As my column for Thursday suggests, the Fender electric guitar deserves pride of place in this roster for its enduring position in the market for musical instruments. Leo Fender built the first model in the mid-1940s in his Fullerton workshop, precursor to the company’s current facility in Corona.
Since then the company had had its ups and downs, including a 20-year stretch under the ownership of CBS Inc., but its executives today say they’re in California to stay. Fender isn’t immune to the travails that other California manufacturers complain about, including high costs and expansive regulations, but its executives say the state has compensating virtues for the firm -- a link to its history, a cachet all its own, and trained, loyal workers.
The column begins below.
The sound of California business success came to my ears the moment I stepped through the door of Fender Musical Instruments Corp.’s 3-acre manufacturing plant in Corona.

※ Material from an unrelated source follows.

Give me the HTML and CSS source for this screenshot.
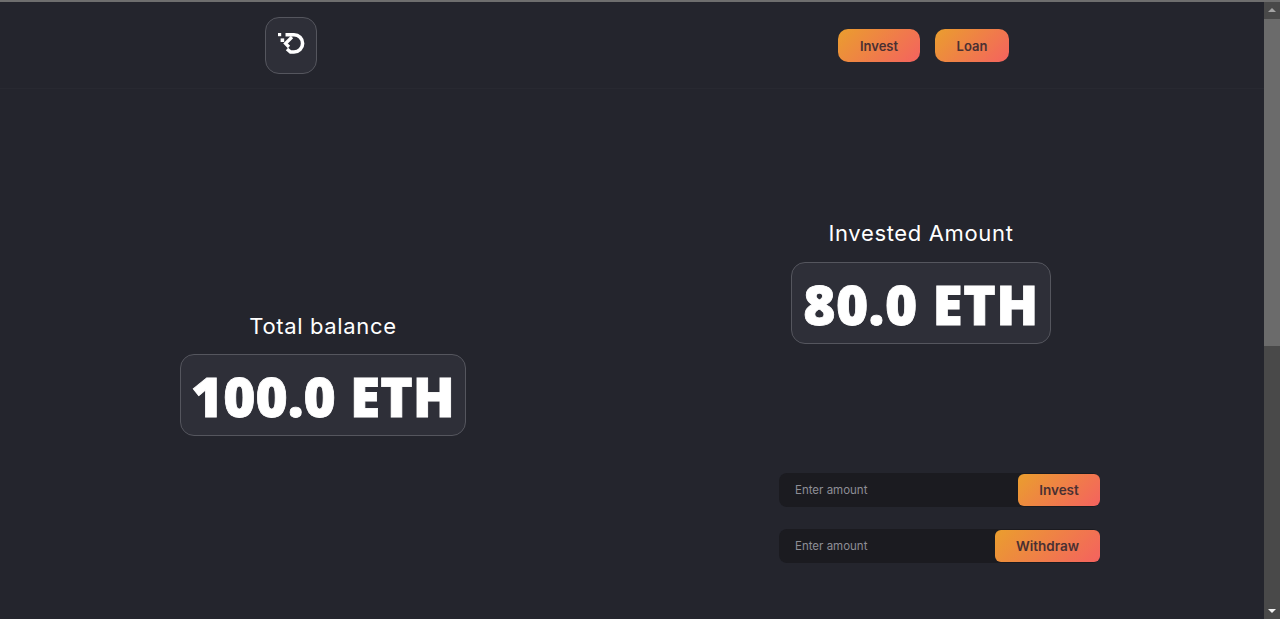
FILE: index.html
```html
<!DOCTYPE html>
<html lang="en">
<head>
  <meta charset="UTF-8" />
  <meta name="viewport" content="width=device-width, initial-scale=1" />
  <title>Dashboard</title>
  <link rel="stylesheet" href="styles.css">
</head>
<body>
  <div class="window">
    <div class="page">
      <header class="header">
        <a class="logo" href="#">
          <svg width="28" height="26" viewBox="0 0 28 26" fill="none">
            <path d="M8.5 3.8h8.5a8.6 8.6 0 0 1 0 17.2h-3.5l-3.5-3" stroke="#fff" stroke-width="3.6"/>
            <path d="M15 6l-6.5 6.5 3.5 3.5" stroke="#fff" stroke-width="3.2"/>
            <rect x="1" y="2" width="3.2" height="3.2" fill="#fff"/>
            <rect x="3.6" y="7.4" width="3.6" height="3.6" fill="#fff"/>
          </svg>
        </a>
        <nav class="nav">
          <button class="button nav-button invest-link">Invest</button>
          <button class="button nav-button loan-link">Loan</button>
        </nav>
      </header>

      <main class="main">
        <section class="left">
          <h2 class="stat-label">Total balance</h2>
          <div class="stat-card balance-card">100.0 ETH</div>
        </section>

        <section class="right">
          <div class="invested">
            <h2 class="stat-label">Invested Amount</h2>
            <div class="stat-card invested-card">80.0 ETH</div>
          </div>
          <form class="amount-form">
            <input class="amount-input" type="text" placeholder="Enter amount" />
            <button class="button form-button invest-button" type="button">Invest</button>
          </form>
          <form class="amount-form">
            <input class="amount-input" type="text" placeholder="Enter amount" />
            <button class="button form-button withdraw-button" type="button">Withdraw</button>
          </form>
        </section>
      </main>
    </div>

    <div class="scrollbar">
      <span class="arrow-up"></span>
      <div class="track"><div class="thumb"></div></div>
      <span class="arrow-down"></span>
    </div>
  </div>
</body>
</html>
```

FILE: styles.css
```css
* {
  margin: 0;
  padding: 0;
  box-sizing: border-box;
}
html, body {
  height: 100%;
  overflow: hidden;
}
body {
  background: #24252d;
  color: white;
  font-family: Inter, "Noto Sans", sans-serif;
}
.window {
  height: 100%;
  display: flex;
  border-top: 2px solid #6e6e6e;
}
.page {
  flex: 1;
  min-width: 0;
}
.header {
  height: 87px;
  display: flex;
  align-items: flex-start;
  padding: 15px 0 0 265px;
  border-bottom: 1px solid #282931;
}
.logo {
  width: 52px;
  height: 57px;
  display: flex;
  align-items: flex-start;
  justify-content: center;
  padding-top: 13px;
  background: #2e2f38;
  border: 1px solid #55565e;
  border-radius: 14px;
}
.nav {
  display: flex;
  gap: 15px;
  margin: 12px 0 0 521px;
}
.button {
  border: none;
  background: linear-gradient(135deg, #ea9e2e, #f4625f);
  color: #4a3032;
  font-family: Inter, "Noto Sans", sans-serif;
  font-weight: 600;
  font-size: 13px;
  cursor: pointer;
}
.nav-button {
  height: 33px;
  border-radius: 10px;
}
.invest-link {
  width: 82px;
}
.loan-link {
  width: 74px;
}
.main {
  display: flex;
}
.left {
  width: 646px;
  padding-top: 222px;
  display: flex;
  flex-direction: column;
  align-items: center;
}
.right {
  padding-top: 129px;
}
.invested {
  width: 260px;
  margin-left: 145px;
  display: flex;
  flex-direction: column;
  align-items: center;
}
.stat-label {
  font-weight: 400;
  font-size: 22px;
  letter-spacing: 0.65px;
  line-height: 30px;
  margin-bottom: 13px;
  white-space: nowrap;
}
.invested .stat-label {
  margin-bottom: 14px;
}
.stat-card {
  height: 82px;
  display: flex;
  align-items: center;
  justify-content: center;
  background: #2e2f38;
  border: 1px solid #55565e;
  border-radius: 14px;
  font-family: "Open Sans", sans-serif;
  font-weight: 800;
  font-size: 55px;
  -webkit-text-stroke: 0.8px white;
  white-space: nowrap;
}
.balance-card {
  width: 286px;
}
.invested-card {
  width: 260px;
  letter-spacing: 0.5px;
}
.amount-form {
  width: 321px;
  height: 34px;
  margin-left: 133px;
  display: flex;
  align-items: center;
  background: #1b1b20;
  border-radius: 8px;
}
.invested + .amount-form {
  margin-top: 129px;
}
.amount-form + .amount-form {
  margin-top: 22px;
}
.amount-input {
  flex: 1;
  min-width: 0;
  height: 100%;
  padding-left: 16px;
  background: transparent;
  border: none;
  outline: none;
  color: white;
  font-family: Inter, "Noto Sans", sans-serif;
  font-size: 11.5px;
}
.amount-input::placeholder {
  color: #8e8e96;
  opacity: 1;
}
.form-button {
  height: 32px;
  border-radius: 6px;
  font-size: 13.5px;
}
.invest-button {
  width: 82px;
}
.withdraw-button {
  width: 105px;
}
.scrollbar {
  width: 16px;
  display: flex;
  flex-direction: column;
  align-items: center;
  background: #494949;
}
.track {
  flex: 1;
  width: 100%;
  padding-top: 2px;
}
.thumb {
  height: 327px;
  background: #6b6b6b;
}
.arrow-up, .arrow-down {
  width: 0;
  height: 0;
  margin: 6px 0 5px;
  border-left: 4px solid transparent;
  border-right: 4px solid transparent;
}
.arrow-up {
  border-bottom: 4px solid #a3a3a3;
}
.arrow-down {
  margin: 5px 0 6px;
  border-top: 4px solid #f1f1f1;
}
```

It reached me as riffs and scales on electric guitar, audible over the thud of metal stamping and the grind of band saws that one might customarily hear on a factory floor. But this is no ordinary plant. The last step in Fender’s quality-control process requires an experienced musician to play every note on a finished guitar, listening for a stray vibration or tuning flaw to be corrected before any model, including the American Standard Stratocaster that is the plant’s bread and butter, reaches a dealer. Fender’s Corona shop is a testament to how U.S. manufacturing -- California manufacturing, especially -- can survive in a world where even complex products such as microprocessors can be turned out by the millions by unskilled laborers overseas. The secret is to marry assembly-line efficiency and hand-tooled precision. Much of Fender’s manufacturing process, including the rough cutting of the guitar body and the stamping of the metal parts (some still based on dies cut personally by Leo Fender, the company’s founder), is at least partially automated. But there’s no substitute for the hand-finishing, polishing and tuning of the hundreds of American Standard Stratocasters and Telecasters, along with other high-end guitars, produced each day by a workforce of 600 in Corona.